You see, I was told as a kid who wanted to be an artist that I would never be able to “make a living” as an artist. But that’s all I ever wanted to be, so I had to separate the ideas of “making a living,” and “being an artist.” 

I got good grades in high school, but I didn’t take any AP or Honors classes because I chose art, theater and choir experiences instead. I interpreted whatever signals I was getting from teachers, parents, media, etc. as telling me I had to choose.

When I went to college, I wanted to continue doing art and performance, but no one told me how those skills would translate to a “real job” in the “real world.” So I majored in English. I heard that at least with a degree in the liberal arts, such as English, I would be perceived to have high levels of communication skills that would be valued by the types of organizations that hired people for these “real jobs” I had heard so much about.

After college and throughout grad school, I continued to prove my intelligence in the ways that places like these measure. I earned decent grades. I earned my bachelor's degree followed by a master's degree a few years later. All the while, I had this underlying program that told me I couldn’t trust any of it. Maybe that’s why I chose a Master of Fine Arts program in poetry writing. This belief kept me playing small and thinking that I could only do the types of jobs that “starving artists” or “struggling performers” take until they “make it.” So I waited tables. I worked retail. I took an office job that offered me plenty of message-board and blog-reading hours while I thought about what I might want to do “for real.”

Art was for my “spare time.” 

Writing poetry was for the rare in-between spaces around “real life.”

Singing stayed in the shower, and my voice came out mostly in church.

quoted section of article with a background of bookshelves and two silhouettes of head shapes

I did a lot of reading. When I entered my childbearing years, I researched birth and babies and breastfeeding and discipline. I checked books out from the library about subjects that piqued my curiosity. I talked to smart people, business owners and entrepreneurs and learned about what they were learning. I stayed open, curious, and pursued growth and knowledge like it was going out of style, all while considering myself not smart enough to do anything “real” with any of it.

How heartbreaking is this?

I believed a lie.

I know intellectually that the smartest people in the world are also extremely creative. And the most creative people possess an enviable intelligence when compared to less creative types. (I also happen to believe that we are all creative, no matter how we might identify.) Companies are seeking out people who think differently than the rest. The move to celebrate creative intelligence is happening right now.

How did I change my belief? How did I stop believing this lie?

To be honest, I’m still working on it. But hearing my son and husband call me “smart” the other night reinforced that the belief that I’m not smart was not coming from them. I had a story created that even my husband didn’t see or value my intelligence. It wasn’t him, though. It was me. I put that on myself. I focused on my perceived lack of intelligence. I didn’t value my intelligence. I didn’t think I could be smart and artistic. And I’m intentionally choosing the past tense here because that’s the way I change beliefs, by changing my language. If I talk about it enough as though it’s in the past, eventually it will be.

I also use my fancy English degree to create new language for the new beliefs I’m adopting.

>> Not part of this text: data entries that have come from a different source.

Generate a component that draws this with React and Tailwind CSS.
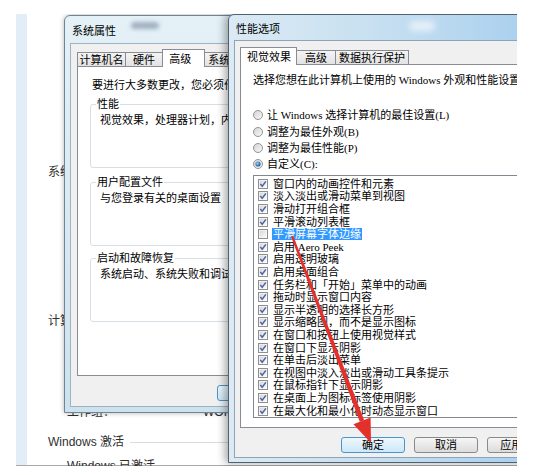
const F = "font-['Liberation_Serif','Noto_Sans_CJK_SC',serif]";

const effects = [
  { t: "窗口内的动画控件和元素", on: true },
  { t: "淡入淡出或滑动菜单到视图", on: true },
  { t: "滑动打开组合框", on: true },
  { t: "平滑滚动列表框", on: true },
  { t: "平滑屏幕字体边缘", on: false, sel: true },
  { t: "启用 Aero Peek", on: true },
  { t: "启用透明玻璃", on: true },
  { t: "启用桌面组合", on: true },
  { t: "任务栏和「开始」菜单中的动画", on: true },
  { t: "拖动时显示窗口内容", on: true },
  { t: "显示半透明的选择长方形", on: true },
  { t: "显示缩略图，而不是显示图标", on: true },
  { t: "在窗口和按钮上使用视觉样式", on: true },
  { t: "在窗口下显示阴影", on: true },
  { t: "在单击后淡出菜单", on: true },
  { t: "在视图中淡入淡出或滑动工具条提示", on: true },
  { t: "在鼠标指针下显示阴影", on: true },
  { t: "在桌面上为图标标签使用阴影", on: true },
  { t: "在最大化和最小化时动态显示窗口", on: true },
];

const radios = [
  { t: "让 Windows 选择计算机的最佳设置(L)" },
  { t: "调整为最佳外观(B)" },
  { t: "调整为最佳性能(P)" },
  { t: "自定义(C):", on: true },
];

function Check({ on }) {
  return (
    <svg width="10" height="10" viewBox="0 0 10 10" className="shrink-0">
      <defs>
        <linearGradient id="cbg" x1="0" y1="0" x2="1" y2="1">
          <stop offset="0" stopColor="#d6d6d6" />
          <stop offset="1" stopColor="#fbfbfb" />
        </linearGradient>
      </defs>
      <rect x="0.5" y="0.5" width="9" height="9" fill="#fff" stroke="#8f8f8f" />
      <rect x="1.5" y="1.5" width="7" height="7" fill="url(#cbg)" />
      {on && <path d="M2.3 4.9 L4.2 7.3 L7.9 2.4" fill="none" stroke="#4a64a6" strokeWidth="1.5" />}
    </svg>
  );
}

function Radio({ on }) {
  return (
    <svg width="10" height="10" viewBox="0 0 10 10" className="shrink-0">
      <defs>
        <linearGradient id="rbg" x1="0" y1="0" x2="1" y2="1">
          <stop offset="0" stopColor="#d2d2d2" />
          <stop offset="1" stopColor="#fafafa" />
        </linearGradient>
        <radialGradient id="rdot" cx="0.4" cy="0.4" r="0.6">
          <stop offset="0" stopColor="#8ed0f8" />
          <stop offset="1" stopColor="#1f5b9a" />
        </radialGradient>
      </defs>
      <circle cx="5" cy="5" r="4.5" fill="url(#rbg)" stroke="#949494" />
      {on && <circle cx="5" cy="5" r="2.6" fill="url(#rdot)" />}
    </svg>
  );
}

function Btn({ children, main }) {
  return (
    <div
      className={`w-[64px] h-[16px] shrink-0 rounded-[3px] border flex items-center justify-center text-[11px] leading-[14px] bg-linear-to-b ${
        main ? "border-[#4a95cc] from-[#eef7fd] to-[#cde8f8]" : "border-[#8a8a8a] from-[#f6f6f6] to-[#dcdcdc]"
      }`}
    >
      {children}
    </div>
  );
}

function Tab({ children, w, sel }) {
  return sel ? (
    <div className={`${w} h-[18px] -mb-px -ml-px z-10 bg-white border border-b-0 border-[#898c95] flex items-start pt-[1px] pl-[6px]`}>
      {children}
    </div>
  ) : (
    <div className={`${w} h-[14px] -ml-px first:ml-0 bg-linear-to-b from-[#f4f4f4] to-[#e2e2e2] border border-b-0 border-[#898c95] flex items-center justify-center leading-[12px]`}>
      {children}
    </div>
  );
}

function Group({ label, text, className }) {
  return (
    <div className={`relative ml-[12px] w-[300px] h-[64px] border border-[#d5dfe5] rounded-[3px] pt-[8px] pl-[9px] ${className}`}>
      <span className="absolute -top-[8px] left-[5px] bg-white px-[1px] leading-[14px]">{label}</span>
      <p className="leading-[14px] whitespace-nowrap">{text}</p>
    </div>
  );
}

export default function App() {
  return (
    <div className="relative w-[540px] h-[475px] bg-white overflow-hidden text-black">
      <div className="relative ml-[16px] mt-[14px] w-[501px] h-[452px] overflow-hidden">
        {/* 控制面板 - 系统 页面（背景） */}
        <div className="flex h-[452px] border-b border-[#a8a8a8]">
          <div className="w-[11px] bg-[#e3edf8]" />
          <div className="flex-1 flex flex-col pl-[21px] text-[12px] text-[#2f2f2f] font-['Liberation_Sans','Noto_Sans_CJK_SC',sans-serif] whitespace-nowrap">
            <p className="mt-[150px] leading-[16px]">系统</p>
            <p className="mt-[133px] leading-[16px]">计算机名称、域和工作组设置</p>
            <div className="mt-[75px] flex leading-[16px] pl-[19px]">
              <span className="w-[136px]">工作组：</span>
              <span>WORKGROUP</span>
            </div>
            <div className="mt-[14px] flex items-center leading-[16px]">
              <span>Windows 激活</span>
              <div className="flex-1 ml-[6px] border-t border-[#dcdcdc]" />
            </div>
            <p className="mt-[8px] pl-[19px] leading-[16px]">Windows 已激活</p>
          </div>
        </div>

        {/* 系统属性 */}
        <div className={`absolute left-[48px] top-[1px] w-[200px] h-[398px] rounded-t-[6px] border border-[#6f8494] bg-linear-to-b from-[#e4f1f7] to-[#cde2ee] shadow-[0_0_5px_rgba(0,0,0,0.3)] flex flex-col px-[5px] pb-[5px] text-[11px] ${F}`}>
          <div className="absolute left-[66px] top-[6px] w-[28px] h-[7px] rounded-full bg-[#8e9fb2] blur-[2px] opacity-80" />
          <div className="h-[27px] shrink-0 flex items-center pl-[2px] pt-[2px] leading-[14px]">系统属性</div>
          <div className="flex-1 bg-[#f0f0f0] border border-[#9db3c3] flex flex-col overflow-hidden">
            <div className="h-[22px] shrink-0 flex items-end pl-[6px] whitespace-nowrap">
              <Tab w="w-[55px]">计算机名</Tab>
              <Tab w="w-[43px]">硬件</Tab>
              <Tab w="w-[47px]" sel>高级</Tab>
              <Tab w="w-[60px]">系统保护</Tab>
            </div>
            <div className="ml-[6px] w-[240px] h-[310px] shrink-0 bg-white border border-[#898c95] pt-[11px]">
              <p className="pl-[14px] leading-[14px] whitespace-nowrap">要进行大多数更改，您必须作为管理员登录。</p>
              <Group className="mt-[12px]" label="性能" text="视觉效果，处理器计划，内存使用，以及虚拟内存" />
              <Group className="mt-[14px]" label="用户配置文件" text="与您登录有关的桌面设置" />
              <Group className="mt-[12px]" label="启动和故障恢复" text="系统启动、系统失败和调试信息" />
            </div>
            <div className="mt-[9px] pl-[146px] flex">
              <Btn main>确定</Btn>
            </div>
          </div>
        </div>

        {/* 性能选项 */}
        <div className={`absolute left-[212px] top-0 w-[310px] h-[449px] rounded-t-[6px] border border-[#4f6272] bg-linear-to-r from-[#dbeaf4] via-[#c6dff0] to-[#a7cfee] shadow-[-3px_0_8px_rgba(0,0,0,0.35)] flex flex-col px-[5px] pb-[4px] text-[11px] ${F}`}>
          <div className="absolute left-[180px] top-[6px] w-[26px] h-[10px] rounded-full bg-white blur-[3px] opacity-60" />
          <div className="h-[25px] shrink-0 flex items-center pl-[2px] pt-[3px] leading-[14px]">性能选项</div>
          <div className="flex-1 bg-[#f0f0f0] border border-[#8ea3b6] flex flex-col overflow-hidden">
            <div className="h-[23px] shrink-0 flex items-end pl-[6px] whitespace-nowrap">
              <Tab w="w-[57px]" sel>视觉效果</Tab>
              <Tab w="w-[40px]">高级</Tab>
              <Tab w="w-[74px]">数据执行保护</Tab>
            </div>
            <div className="ml-[5px] w-[300px] h-[364px] shrink-0 bg-white border border-[#898c95] pt-[8px] pl-[12px] whitespace-nowrap">
              <p className="leading-[14px]">选择您想在此计算机上使用的 Windows 外观和性能设置</p>
              <div className="mt-[20px] flex flex-col">
                {radios.map((r) => (
                  <div key={r.t} className="h-[16.4px] flex items-center gap-[4px] leading-[14px]">
                    <Radio on={r.on} />
                    <span>{r.t}</span>
                  </div>
                ))}
              </div>
              <div className="mt-[2px] h-[243px] border border-[#828790] py-[2px] pl-[4px]">
                {effects.map((e) => (
                  <div key={e.t} className="h-[12.6px] flex items-center gap-[5px] leading-[12px]">
                    <Check on={e.on} />
                    <span className={e.sel ? "-ml-px px-px bg-[#3399ff] text-white" : ""}>{e.t}</span>
                  </div>
                ))}
              </div>
            </div>
            <div className="mt-[9px] pl-[106px] flex gap-[9px]">
              <Btn main>确定</Btn>
              <Btn>取消</Btn>
              <Btn>应用(A)</Btn>
            </div>
          </div>
        </div>
      </div>

      {/* 红色箭头 */}
      <svg className="absolute inset-0 pointer-events-none" width="540" height="475" viewBox="0 0 540 475">
        <polygon points="291,236.5 293.2,235.6 364.2,420.2 359.8,421.8" fill="#e3302b" />
        <polygon points="371,443 370.6,417.6 353.4,424.2" fill="#e3302b" />
      </svg>
    </div>
  );
}
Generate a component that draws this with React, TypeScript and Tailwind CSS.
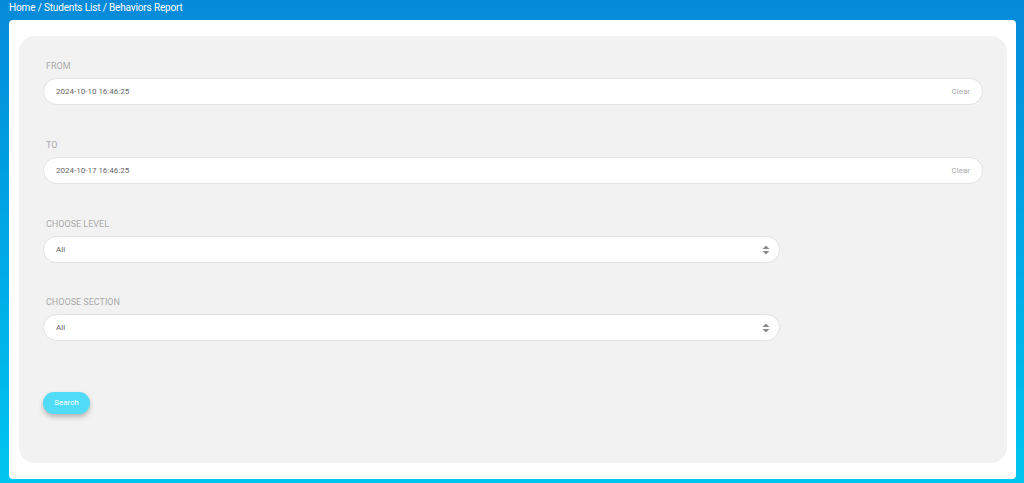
import React from 'react';

const Field = ({ label, value, clear }: { label: string; value: string; clear?: boolean }) => (
  <div className="flex flex-col">
    <label className="text-[9px] uppercase text-[#ababab] pl-[3px] h-[12px] leading-[12px] mb-[6px]">{label}</label>
    <div className="h-[27px] w-full bg-white rounded-full border border-[#e3e3e3] flex items-center justify-between pl-[12px] pr-[12px]">
      <span className="text-[8px] text-[#666]">{value}</span>
      {clear && <span className="text-[8px] text-[#aaa]">Clear</span>}
    </div>
  </div>
);

const SelectField = ({ label }: { label: string }) => (
  <div className="flex flex-col">
    <label className="text-[9px] uppercase text-[#ababab] pl-[3px] h-[12px] leading-[12px] mb-[6px]">{label}</label>
    <div className="h-[27px] w-[737px] bg-white rounded-full border border-[#e3e3e3] flex items-center justify-between pl-[12px] pr-[9px]">
      <span className="text-[8px] text-[#666]">All</span>
      <svg width="8" height="10" viewBox="0 0 8 10" className="text-[#8a8a8a]">
        <path d="M4 0.5 L7.5 4 L0.5 4 Z" fill="currentColor" />
        <path d="M4 9.5 L7.5 6 L0.5 6 Z" fill="currentColor" />
      </svg>
    </div>
  </div>
);

export default function App() {
  return (
    <div className="w-[1024px] h-[483px] bg-gradient-to-b from-[#068ad9] to-[#00c6ef] font-['Roboto',sans-serif] flex flex-col">
      <div className="h-[20px] px-[9px] flex items-start">
        <p className="text-[10px] text-white leading-[15px] tracking-[-0.15px]">Home / Students List / Behaviors Report</p>
      </div>
      <div className="mx-[9px] w-[1007px] h-[459px] bg-white rounded-[4px] pt-[16px] pl-[10px] pr-[9px] pb-[16px]">
        <div className="h-[427px] bg-[#f2f2f2] rounded-[16px] px-[24px] pt-[24px] flex flex-col">
          <Field label="From" value="2024-10-10 16:46:25" clear />
          <div className="h-[34px] shrink-0" />
          <Field label="To" value="2024-10-17 16:46:25" clear />
          <div className="h-[34px] shrink-0" />
          <SelectField label="Choose Level" />
          <div className="h-[33px] shrink-0" />
          <SelectField label="Choose Section" />
          <div className="h-[51px] shrink-0" />
          <button className="w-[47px] h-[22px] rounded-full bg-[#50dcf7] text-white text-[8px] shadow-[0_3px_5px_rgba(0,0,0,0.25)]">Search</button>
        </div>
      </div>
    </div>
  );
}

I use affirmations and repeat the new ways of interpreting the world around me until I find myself wondering whether I ever believed the old thing at all. As I was writing this, I even came up with a brand new word. Smartistic. When I typed it, though, my spell check didn’t even flinch. Here’s some more evidence that having to choose between creativity and intelligence is a lie. 

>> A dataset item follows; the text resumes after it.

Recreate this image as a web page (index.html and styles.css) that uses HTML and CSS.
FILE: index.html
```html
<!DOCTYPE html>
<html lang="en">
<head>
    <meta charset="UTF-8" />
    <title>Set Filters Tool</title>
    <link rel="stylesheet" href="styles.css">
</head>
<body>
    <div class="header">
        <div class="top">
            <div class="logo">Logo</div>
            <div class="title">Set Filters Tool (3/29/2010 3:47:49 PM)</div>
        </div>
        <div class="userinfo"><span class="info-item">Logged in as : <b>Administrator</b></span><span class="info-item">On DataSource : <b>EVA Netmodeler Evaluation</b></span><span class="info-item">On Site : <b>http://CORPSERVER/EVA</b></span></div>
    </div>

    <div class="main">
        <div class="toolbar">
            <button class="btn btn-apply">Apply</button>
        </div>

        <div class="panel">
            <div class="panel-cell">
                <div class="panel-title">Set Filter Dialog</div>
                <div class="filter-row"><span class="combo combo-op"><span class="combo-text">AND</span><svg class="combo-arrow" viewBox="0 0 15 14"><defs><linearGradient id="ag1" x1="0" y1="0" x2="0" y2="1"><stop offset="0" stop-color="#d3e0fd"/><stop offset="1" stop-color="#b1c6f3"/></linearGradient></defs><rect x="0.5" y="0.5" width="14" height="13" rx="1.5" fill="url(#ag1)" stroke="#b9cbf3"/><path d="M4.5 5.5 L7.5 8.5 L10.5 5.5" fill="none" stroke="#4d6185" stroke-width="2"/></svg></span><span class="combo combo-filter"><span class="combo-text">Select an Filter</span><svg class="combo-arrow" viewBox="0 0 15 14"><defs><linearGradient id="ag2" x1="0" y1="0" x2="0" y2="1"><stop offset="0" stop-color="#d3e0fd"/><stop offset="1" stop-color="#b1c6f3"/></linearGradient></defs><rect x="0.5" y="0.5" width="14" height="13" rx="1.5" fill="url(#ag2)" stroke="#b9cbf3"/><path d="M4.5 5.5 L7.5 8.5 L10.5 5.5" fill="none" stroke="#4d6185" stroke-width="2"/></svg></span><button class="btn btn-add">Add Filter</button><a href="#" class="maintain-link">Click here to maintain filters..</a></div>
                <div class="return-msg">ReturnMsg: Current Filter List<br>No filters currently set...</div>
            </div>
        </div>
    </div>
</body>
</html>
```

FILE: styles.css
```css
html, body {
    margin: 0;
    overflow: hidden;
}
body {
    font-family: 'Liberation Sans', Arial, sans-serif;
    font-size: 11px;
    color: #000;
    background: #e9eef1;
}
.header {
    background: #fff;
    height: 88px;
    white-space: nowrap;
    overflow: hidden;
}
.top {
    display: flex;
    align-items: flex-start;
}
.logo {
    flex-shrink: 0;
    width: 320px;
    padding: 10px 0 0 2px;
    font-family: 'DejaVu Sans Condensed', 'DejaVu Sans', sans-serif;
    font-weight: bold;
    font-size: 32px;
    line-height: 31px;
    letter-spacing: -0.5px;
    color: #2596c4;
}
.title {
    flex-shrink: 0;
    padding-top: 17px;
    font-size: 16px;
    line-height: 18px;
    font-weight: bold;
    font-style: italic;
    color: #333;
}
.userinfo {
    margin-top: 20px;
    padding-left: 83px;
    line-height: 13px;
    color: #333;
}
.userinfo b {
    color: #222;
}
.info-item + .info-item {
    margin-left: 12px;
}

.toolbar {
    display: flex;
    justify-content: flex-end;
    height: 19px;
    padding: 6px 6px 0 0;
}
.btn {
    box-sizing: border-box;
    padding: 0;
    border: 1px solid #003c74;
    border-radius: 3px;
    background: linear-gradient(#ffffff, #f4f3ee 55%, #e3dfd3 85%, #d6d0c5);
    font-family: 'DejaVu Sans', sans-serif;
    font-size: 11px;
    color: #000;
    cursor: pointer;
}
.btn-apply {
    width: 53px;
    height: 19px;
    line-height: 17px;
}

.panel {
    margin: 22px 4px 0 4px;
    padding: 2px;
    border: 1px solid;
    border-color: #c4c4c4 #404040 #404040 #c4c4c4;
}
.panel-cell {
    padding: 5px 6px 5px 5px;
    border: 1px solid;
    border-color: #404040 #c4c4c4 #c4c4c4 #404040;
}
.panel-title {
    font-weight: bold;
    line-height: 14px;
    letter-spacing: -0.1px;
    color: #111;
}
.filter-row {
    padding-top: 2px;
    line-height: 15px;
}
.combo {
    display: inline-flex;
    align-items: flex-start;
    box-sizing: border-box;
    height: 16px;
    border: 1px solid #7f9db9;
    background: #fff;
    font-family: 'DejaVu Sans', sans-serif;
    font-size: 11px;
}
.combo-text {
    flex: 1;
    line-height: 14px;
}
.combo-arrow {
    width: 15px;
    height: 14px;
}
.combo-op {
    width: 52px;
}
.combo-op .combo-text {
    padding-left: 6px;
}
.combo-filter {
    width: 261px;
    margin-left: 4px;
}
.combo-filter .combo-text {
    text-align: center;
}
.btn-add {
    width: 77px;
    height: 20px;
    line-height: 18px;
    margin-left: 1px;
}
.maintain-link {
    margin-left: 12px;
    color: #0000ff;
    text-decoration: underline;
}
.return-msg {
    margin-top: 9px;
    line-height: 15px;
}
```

Definition of the word "smartistic" from Urban Dictionary with lightbulbs in in the background

SMARTISTIC is even in the Urban Dictionary, which means there must be plenty of smartistic people out there in the world. Perhaps I could even be one of those people. In fact, I’m starting to believe that I am. Maybe you are, too.

What do you think about your creativity? Does identifying as an artistic or creative person prevent you from pursuing certain opportunities in your life? Or are you living the smartistic dream embracing an identity as both? What stories are you telling about your abilities? Whether it’s playing chess or taking that higher level math or science class, what could you choose to believe about yourself instead?